● **Short exercise**:
Copy all of the material exactly. Pictures are not to appear in the copy.
=====
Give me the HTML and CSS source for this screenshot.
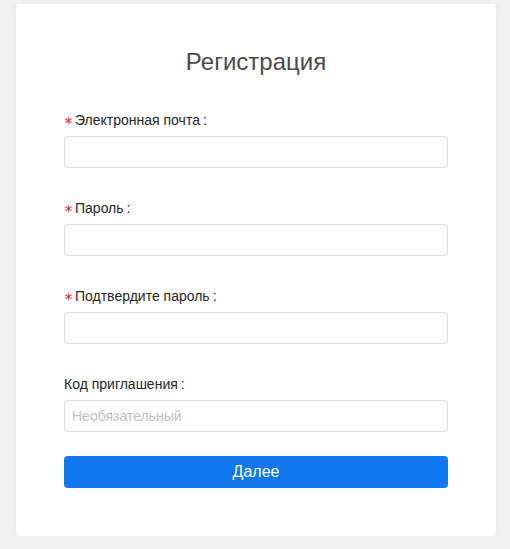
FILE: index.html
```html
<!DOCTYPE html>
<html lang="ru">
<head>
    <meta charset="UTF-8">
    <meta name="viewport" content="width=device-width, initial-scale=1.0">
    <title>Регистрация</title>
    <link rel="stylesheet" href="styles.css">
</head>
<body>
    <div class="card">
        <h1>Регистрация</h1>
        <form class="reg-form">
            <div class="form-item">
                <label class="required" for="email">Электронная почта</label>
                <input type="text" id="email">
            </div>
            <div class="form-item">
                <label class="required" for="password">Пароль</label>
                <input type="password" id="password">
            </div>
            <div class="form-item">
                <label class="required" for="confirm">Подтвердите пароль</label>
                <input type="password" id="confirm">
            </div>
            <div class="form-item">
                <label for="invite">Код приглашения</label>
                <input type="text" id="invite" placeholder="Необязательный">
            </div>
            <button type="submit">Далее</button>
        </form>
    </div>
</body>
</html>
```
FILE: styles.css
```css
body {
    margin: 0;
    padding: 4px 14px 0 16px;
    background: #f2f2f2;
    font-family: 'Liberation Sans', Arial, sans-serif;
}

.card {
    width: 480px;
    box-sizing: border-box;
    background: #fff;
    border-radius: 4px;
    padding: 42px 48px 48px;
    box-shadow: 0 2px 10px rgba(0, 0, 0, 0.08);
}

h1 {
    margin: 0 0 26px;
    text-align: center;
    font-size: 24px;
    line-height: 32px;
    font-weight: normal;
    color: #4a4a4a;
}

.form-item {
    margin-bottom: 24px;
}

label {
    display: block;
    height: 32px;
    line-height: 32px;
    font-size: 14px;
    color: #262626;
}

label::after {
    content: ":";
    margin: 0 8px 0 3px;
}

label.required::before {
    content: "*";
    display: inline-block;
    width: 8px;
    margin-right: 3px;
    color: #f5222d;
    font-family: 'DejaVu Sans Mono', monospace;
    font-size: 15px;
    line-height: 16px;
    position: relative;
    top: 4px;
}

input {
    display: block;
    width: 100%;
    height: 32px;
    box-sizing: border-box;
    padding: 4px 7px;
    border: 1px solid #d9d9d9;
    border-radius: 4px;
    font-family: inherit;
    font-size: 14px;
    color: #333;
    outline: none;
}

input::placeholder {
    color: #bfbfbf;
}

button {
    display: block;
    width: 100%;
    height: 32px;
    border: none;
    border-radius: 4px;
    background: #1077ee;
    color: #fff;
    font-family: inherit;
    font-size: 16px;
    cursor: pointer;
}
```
=====
● **Output of the task**:
Give me the HTML and CSS source for this screenshot.
FILE: index.html
```html
<!DOCTYPE html>
<html lang="ru">
<head>
    <meta charset="UTF-8">
    <meta name="viewport" content="width=device-width, initial-scale=1.0">
    <title>Регистрация</title>
    <link rel="stylesheet" href="styles.css">
</head>
<body>
    <div class="card">
        <h1>Регистрация</h1>
        <form class="reg-form">
            <div class="form-item">
                <label class="required" for="email">Электронная почта</label>
                <input type="text" id="email">
            </div>
            <div class="form-item">
                <label class="required" for="password">Пароль</label>
                <input type="password" id="password">
            </div>
            <div class="form-item">
                <label class="required" for="confirm">Подтвердите пароль</label>
                <input type="password" id="confirm">
            </div>
            <div class="form-item">
                <label for="invite">Код приглашения</label>
                <input type="text" id="invite" placeholder="Необязательный">
            </div>
            <button type="submit">Далее</button>
        </form>
    </div>
</body>
</html>
```
FILE: styles.css
```css
body {
    margin: 0;
    padding: 4px 14px 0 16px;
    background: #f2f2f2;
    font-family: 'Liberation Sans', Arial, sans-serif;
}

.card {
    width: 480px;
    box-sizing: border-box;
    background: #fff;
    border-radius: 4px;
    padding: 42px 48px 48px;
    box-shadow: 0 2px 10px rgba(0, 0, 0, 0.08);
}

h1 {
    margin: 0 0 26px;
    text-align: center;
    font-size: 24px;
    line-height: 32px;
    font-weight: normal;
    color: #4a4a4a;
}

.form-item {
    margin-bottom: 24px;
}

label {
    display: block;
    height: 32px;
    line-height: 32px;
    font-size: 14px;
    color: #262626;
}

label::after {
    content: ":";
    margin: 0 8px 0 3px;
}

label.required::before {
    content: "*";
    display: inline-block;
    width: 8px;
    margin-right: 3px;
    color: #f5222d;
    font-family: 'DejaVu Sans Mono', monospace;
    font-size: 15px;
    line-height: 16px;
    position: relative;
    top: 4px;
}

input {
    display: block;
    width: 100%;
    height: 32px;
    box-sizing: border-box;
    padding: 4px 7px;
    border: 1px solid #d9d9d9;
    border-radius: 4px;
    font-family: inherit;
    font-size: 14px;
    color: #333;
    outline: none;
}

input::placeholder {
    color: #bfbfbf;
}

button {
    display: block;
    width: 100%;
    height: 32px;
    border: none;
    border-radius: 4px;
    background: #1077ee;
    color: #fff;
    font-family: inherit;
    font-size: 16px;
    cursor: pointer;
}
```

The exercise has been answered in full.